- Work to complete -
Restate exactly the lines of the entries below, beginning with the first and ending with the line that holds "const [selected, setSelected]". Pictures are not copied.
[Start Extracted records]
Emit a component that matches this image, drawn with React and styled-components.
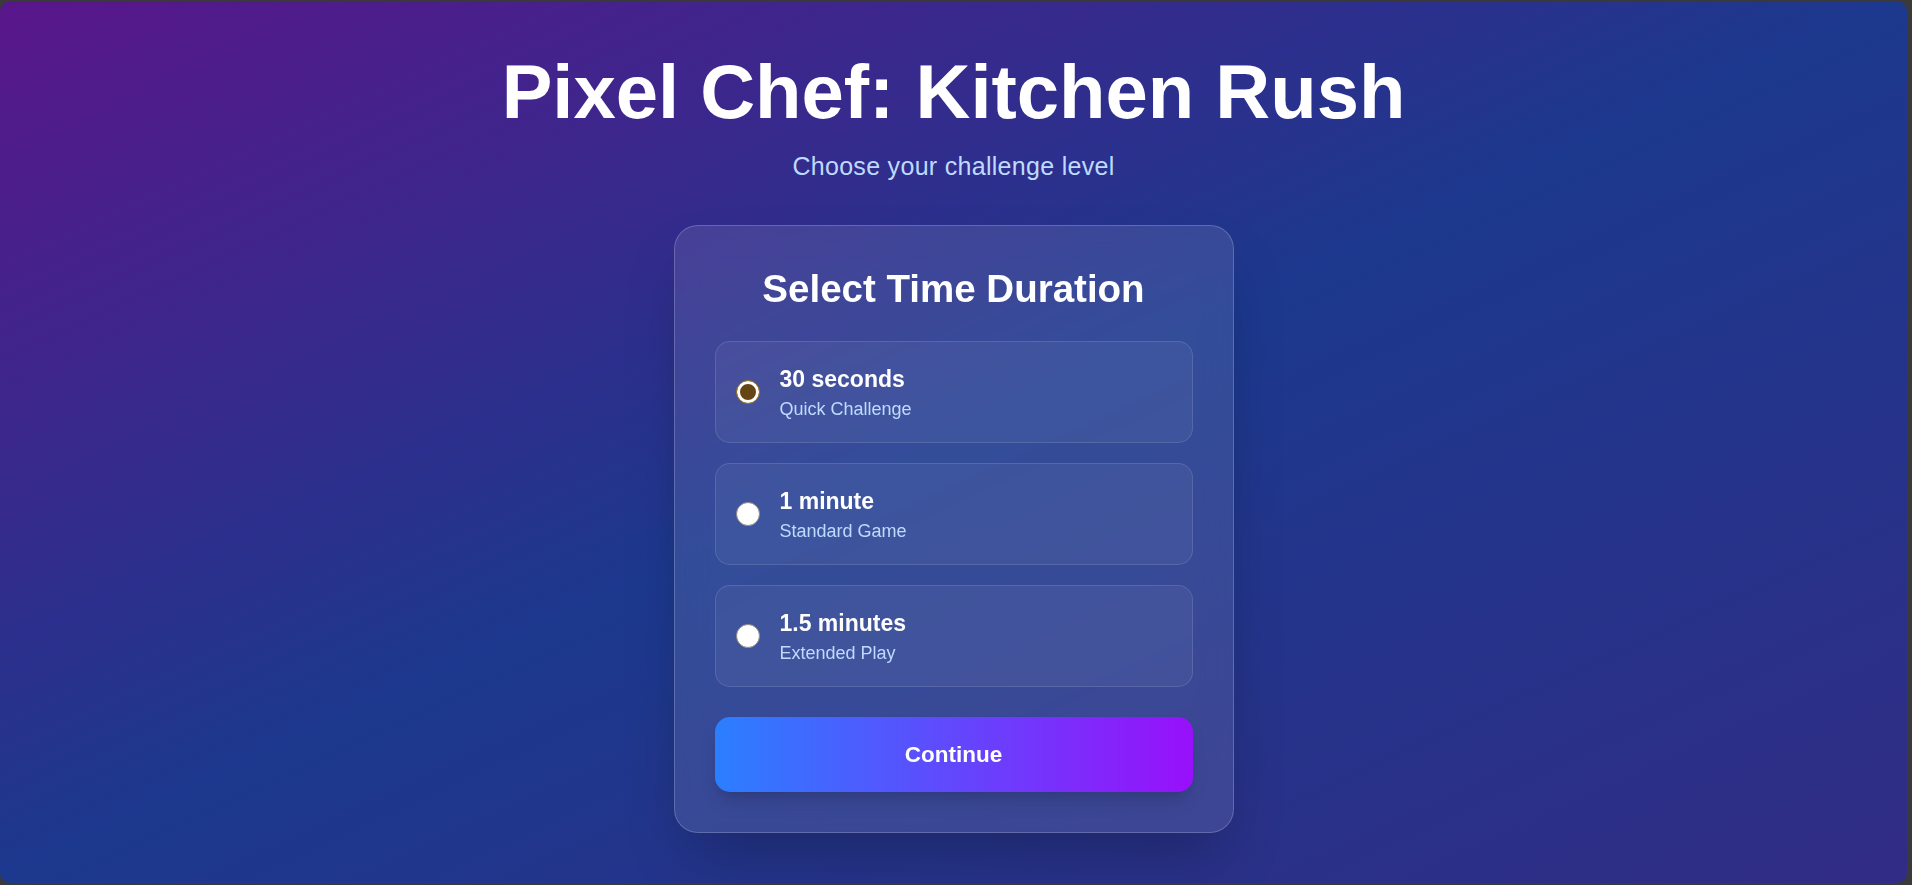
import styled, { createGlobalStyle } from "styled-components";
import { useState } from "react";

const durations = [
  { id: "30s", label: "30 seconds", note: "Quick Challenge" },
  { id: "60s", label: "1 minute", note: "Standard Game" },
  { id: "90s", label: "1.5 minutes", note: "Extended Play" },
];

const App = () => {
  const [selected, setSelected] = useState("30s");

  return (
    <>
      <GlobalStyle />
      <Page>
        <Title>Pixel Chef: Kitchen Rush</Title>
        <Subtitle>Choose your challenge level</Subtitle>
        <Card>
          <CardHeading>Select Time Duration</CardHeading>
          <OptionList>
            {durations.map((d) => (
              <Option key={d.id}>
                <Radio
                  type="radio"
                  name="duration"
                  value={d.id}
                  checked={selected === d.id}
                  onChange={() => setSelected(d.id)}
                />
                <OptionText>
                  <OptionTitle>{d.label}</OptionTitle>
                  <OptionNote>{d.note}</OptionNote>
                </OptionText>
              </Option>
            ))}
          </OptionList>
          <ContinueButton type="button">Continue</ContinueButton>
        </Card>
      </Page>
    </>
  );
};

const GlobalStyle = createGlobalStyle`
  html, body {
    margin: 0;
    padding: 0;
    background: #3a3a3a;
  }

  body {
    font-family: "Liberation Sans", Arial, sans-serif;
  }

  #root {
    padding-top: 1px;
  }
`;

const Page = styled.div`
  box-sizing: border-box;
  height: 882px;
  margin-right: 5px;
  border-radius: 10px;
  overflow: hidden;
  background: linear-gradient(to bottom right, #59168b, #1c398e, #312c85);
  display: flex;
  flex-direction: column;
  align-items: center;
  padding-top: 53px;
`;

const Title = styled.h1`
  margin: 0 0 20px;
  font-size: 76px;
  line-height: 75px;
  font-weight: 700;
  color: #fff;
  text-align: center;
`;

const Subtitle = styled.p`
  margin: 0 0 41px;
  font-size: 25px;
  line-height: 35px;
  letter-spacing: 0.3px;
  color: #bedbff;
`;

const Card = styled.div`
  box-sizing: border-box;
  width: 560px;
  padding: 40px;
  border: 1px solid rgba(255, 255, 255, 0.2);
  border-radius: 24px;
  background: rgba(255, 255, 255, 0.1);
  backdrop-filter: blur(16px);
  box-shadow: 0 31px 62px -15px rgba(0, 0, 0, 0.25);
  display: flex;
  flex-direction: column;
`;

const CardHeading = styled.h2`
  margin: 0 0 30px;
  font-size: 38.5px;
  line-height: 45px;
  font-weight: 700;
  color: #fff;
  text-align: center;
`;

const OptionList = styled.div`
  display: flex;
  flex-direction: column;
  gap: 20px;
`;

const Option = styled.label`
  display: flex;
  align-items: center;
  gap: 20px;
  padding: 20px;
  border: 1px solid rgba(255, 255, 255, 0.12);
  border-radius: 15px;
  background: rgba(255, 255, 255, 0.05);
  cursor: pointer;
`;

const Radio = styled.input`
  appearance: none;
  box-sizing: border-box;
  flex: none;
  width: 24px;
  height: 24px;
  margin: 0;
  border-radius: 50%;
  border: 1px solid #8f8a80;
  background: #fff;
  cursor: pointer;

  &:checked {
    border: 1px solid #a07a28;
    background: #654513;
    box-shadow: inset 0 0 0 3px #fff;
  }
`;

const OptionText = styled.div`
  display: flex;
  flex-direction: column;
`;

const OptionTitle = styled.span`
  font-size: 23px;
  line-height: 35px;
  font-weight: 700;
  color: #fff;
`;

const OptionNote = styled.span`
  font-size: 18px;
  line-height: 25px;
  color: #bedbff;
`;

const ContinueButton = styled.button`
  margin-top: 30px;
  height: 75px;
  border: none;
  border-radius: 15px;
  background: linear-gradient(to right, #2b7fff, #9810fa);
  color: #fff;
  font-family: inherit;
  font-size: 22.5px;
  font-weight: 700;
  box-shadow: 0 12px 19px -4px rgba(0, 0, 0, 0.15),
    0 5px 8px -5px rgba(0, 0, 0, 0.1);
  cursor: pointer;
`;

export default App;
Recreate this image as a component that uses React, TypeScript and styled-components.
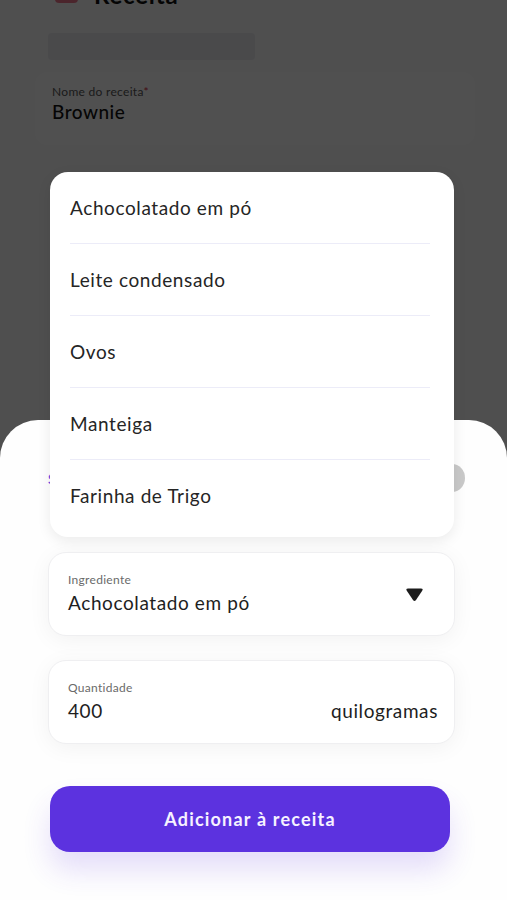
import React from "react";
import styled, { createGlobalStyle } from "styled-components";

const GlobalStyle = createGlobalStyle`
  html, body { margin: 0; padding: 0; }
  body { font-family: "Lato", "Noto Sans", sans-serif; color: #222; }
  * { box-sizing: border-box; }
`;

const Screen = styled.div`
  position: relative;
  width: 507px;
  height: 900px;
  overflow: hidden;
  background: #f4f4f5;
`;

const Behind = styled.div`
  display: flex;
  flex-direction: column;
  padding: 0 32px 0 35px;
`;

const Header = styled.div`
  display: flex;
  align-items: center;
  gap: 16px;
  margin-top: -21px;
  padding-left: 20px;
  height: 30px;
`;

const HeaderIcon = styled.div`
  width: 23px;
  height: 26px;
  margin-top: -8px;
  border-radius: 4px;
  background: #e9758a;
`;

const HeaderTitle = styled.div`
  font-size: 24px;
  font-weight: 700;
  letter-spacing: 0.8px;
  color: #111;
`;

const Skeleton = styled.div<{ $w: number }>`
  width: ${(p) => p.$w}px;
  height: 27px;
  margin: 24px 0 12px 13px;
  border-radius: 4px;
  background: #e6e6ea;
`;

const NameCard = styled.div`
  height: 73px;
  padding: 12px 17px;
  border-radius: 12px;
  background: #f8f8f8;
  display: flex;
  flex-direction: column;
  gap: 1px;
`;

const NameLabel = styled.div`
  font-size: 12px;
  letter-spacing: 0.3px;
  color: #555;
  span { color: #d01f3c; }
`;

const NameValue = styled.div`
  font-size: 19px;
  font-weight: 500;
  letter-spacing: 0.5px;
  color: #111;
`;

const Overlay = styled.div`
  position: absolute;
  inset: 0;
  background: rgba(0, 0, 0, 0.68);
`;

const Sheet = styled.div`
  position: absolute;
  left: 0;
  right: 0;
  top: 420px;
  bottom: 0;
  background: #fefefe;
  border-radius: 38px 38px 0 0;
  padding: 44px 52px 0 48px;
  display: flex;
  flex-direction: column;
`;

const TabsRow = styled.div`
  display: flex;
  align-items: center;
  justify-content: space-between;
  height: 28px;
  margin-right: -10px;
`;

const TabText = styled.div`
  font-size: 14px;
  font-weight: 700;
  color: #6a4de6;
`;

const Knob = styled.div`
  width: 26px;
  height: 28px;
  border-radius: 50%;
  background: #c9c9c9;
`;

const Field = styled.div<{ $mt: number }>`
  margin-top: ${(p) => p.$mt}px;
  height: 84px;
  border-radius: 18px;
  background: #fff;
  border: 1px solid #efeff1;
  box-shadow: 0 4px 22px rgba(0, 0, 0, 0.05);
  padding: 20px 16px 0 19px;
  display: flex;
  align-items: flex-start;
  justify-content: space-between;
`;

const FieldText = styled.div`
  display: flex;
  flex-direction: column;
`;

const FieldLabel = styled.div`
  font-size: 12px;
  line-height: 14px;
  letter-spacing: 0.3px;
  color: #6a6a6a;
`;

const FieldValue = styled.div`
  margin-top: 4px;
  font-size: 19px;
  line-height: 24px;
  letter-spacing: 0.6px;
  color: #1e1e1e;
`;

const Unit = styled.div`
  margin-top: 18px;
  font-size: 19px;
  line-height: 24px;
  letter-spacing: 0.6px;
  color: #1e1e1e;
`;

const Caret = styled.svg`
  margin: 14px 14px 0 0;
  width: 19px;
  height: 15px;
`;

const Button = styled.button`
  margin: 42px 5px 0 2px;
  height: 66px;
  border: none;
  border-radius: 20px;
  background: #5c32df;
  color: #f6f2ff;
  font-family: inherit;
  font-size: 18px;
  font-weight: 700;
  letter-spacing: 1.2px;
  box-shadow: 0 18px 28px rgba(92, 50, 223, 0.16);
`;

const Menu = styled.div`
  position: absolute;
  top: 172px;
  left: 50px;
  width: 404px;
  height: 365px;
  background: #fff;
  border-radius: 18px;
  box-shadow: 0 4px 14px rgba(0, 0, 0, 0.08);
  padding: 0 24px 0 20px;
  display: flex;
  flex-direction: column;
`;

const MenuItem = styled.div<{ $last?: boolean }>`
  height: ${(p) => (p.$last ? 77 : 72)}px;
  display: flex;
  align-items: center;
  padding-bottom: ${(p) => (p.$last ? 7 : 0)}px;
  border-bottom: ${(p) => (p.$last ? "none" : "1px solid #ececf8")};
  font-size: 19px;
  letter-spacing: 0.6px;
  color: #252525;
`;

const items = [
  "Achocolatado em pó",
  "Leite condensado",
  "Ovos",
  "Manteiga",
  "Farinha de Trigo",
];

export default function App() {
  return (
    <>
      <GlobalStyle />
      <Screen>
        <Behind>
          <Header>
            <HeaderIcon />
            <HeaderTitle>Receita</HeaderTitle>
          </Header>
          <Skeleton $w={207} />
          <NameCard>
            <NameLabel>
              Nome do receita<span>*</span>
            </NameLabel>
            <NameValue>Brownie</NameValue>
          </NameCard>
        </Behind>
        <Overlay />
        <Sheet>
          <TabsRow>
            <TabText>Substituir</TabText>
            <Knob />
          </TabsRow>
          <Field $mt={60}>
            <FieldText>
              <FieldLabel>Ingrediente</FieldLabel>
              <FieldValue>Achocolatado em pó</FieldValue>
            </FieldText>
            <Caret viewBox="0 0 19 15">
              <path
                d="M3 1.5 H16 Q18.5 1.5 17.2 3.8 L11 13 Q9.5 15 8 13 L1.8 3.8 Q0.5 1.5 3 1.5 Z"
                fill="#1c1c1c"
              />
            </Caret>
          </Field>
          <Field $mt={24}>
            <FieldText>
              <FieldLabel>Quantidade</FieldLabel>
              <FieldValue>400</FieldValue>
            </FieldText>
            <Unit>quilogramas</Unit>
          </Field>
          <Button>Adicionar à receita</Button>
        </Sheet>
        <Menu>
          {items.map((t, i) => (
            <MenuItem key={t} $last={i === items.length - 1}>
              {t}
            </MenuItem>
          ))}
        </Menu>
      </Screen>
    </>
  );
}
[End Extracted records]
- The answer -
Emit a component that matches this image, drawn with React and styled-components.
import styled, { createGlobalStyle } from "styled-components";
import { useState } from "react";

const durations = [
  { id: "30s", label: "30 seconds", note: "Quick Challenge" },
  { id: "60s", label: "1 minute", note: "Standard Game" },
  { id: "90s", label: "1.5 minutes", note: "Extended Play" },
];

const App = () => {
  const [selected, setSelected] = useState("30s");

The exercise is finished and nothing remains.